Review of Making Love

Making Love (1982)
6/10
smart dramatization of gay issues
15 May 2008
The critical drubbing this movie received on its release is justified only in part. True, this is a blatant soap opera; and in places the dialogue goes from hokey to ham-fisted. But this movie also does many things better than some more prestigious projects. For one thing, instead of just declaring its characters "in love" it shows them finding love in a shared focus: sharing books, making music together. Because they enjoy so much in common, it's easy to see how the confused doctor and his wife could have a successful marriage of several years. The gay guys don't just have sex; they play together. They race each other in the swimming pool, they play arcade games. The movie addresses a number of issues related to being gay in the 70s which are still issues today, and addresses them in ways that are smarter than the movie generally gets credit for. These include the doctor's conflict between his sexual attraction to men, and his genuine love for his wife, in a world without models for navigating these conflicts. This is the rare movie that acknowledges the existence of gay men married (often successfully) to women. It shows the struggle of a respected professional man discovering and admitting his homosexuality in a time when the costs of doing so were very high. Michael Ontkean and Harry Hamlin deserve credit for "playing gay" when that was riskier for an actor than now (especially as Hamlin was being marketed as a piece of macho beefcake). Their suggestions of intimacy are more convincing than the pictures of gay intimacy in other Hollywood products (e.g., the stilted interactions of "Phildelphia").

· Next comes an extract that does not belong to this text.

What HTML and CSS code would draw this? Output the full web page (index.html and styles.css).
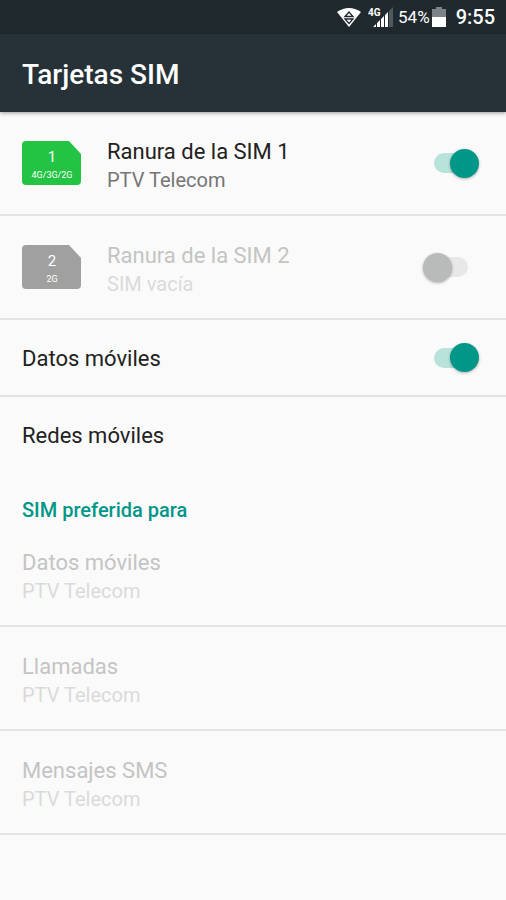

And the gay guys get to live on about as happily as their straight counterparts; they don't die, they're not punished, they're not revealed as psychopaths. Ontkean is charming, but Hamlin and Kate Jackson turn in subtle, affecting performances. There's a remarkable cameo by a fellow named Asher Brauner, who plays one of the doctor's one-night-stands. Finally, the script isn't entirely as bad as some have made out. Hamlin has a beautiful monologue about the ways in which his childhood experience of being rejected as a little league player made him understand the loneliness he would face as a gay man. There's much in this movie that a gay man of a certain age can relate to, and much to enjoy despite the script's soap opera shortcomings.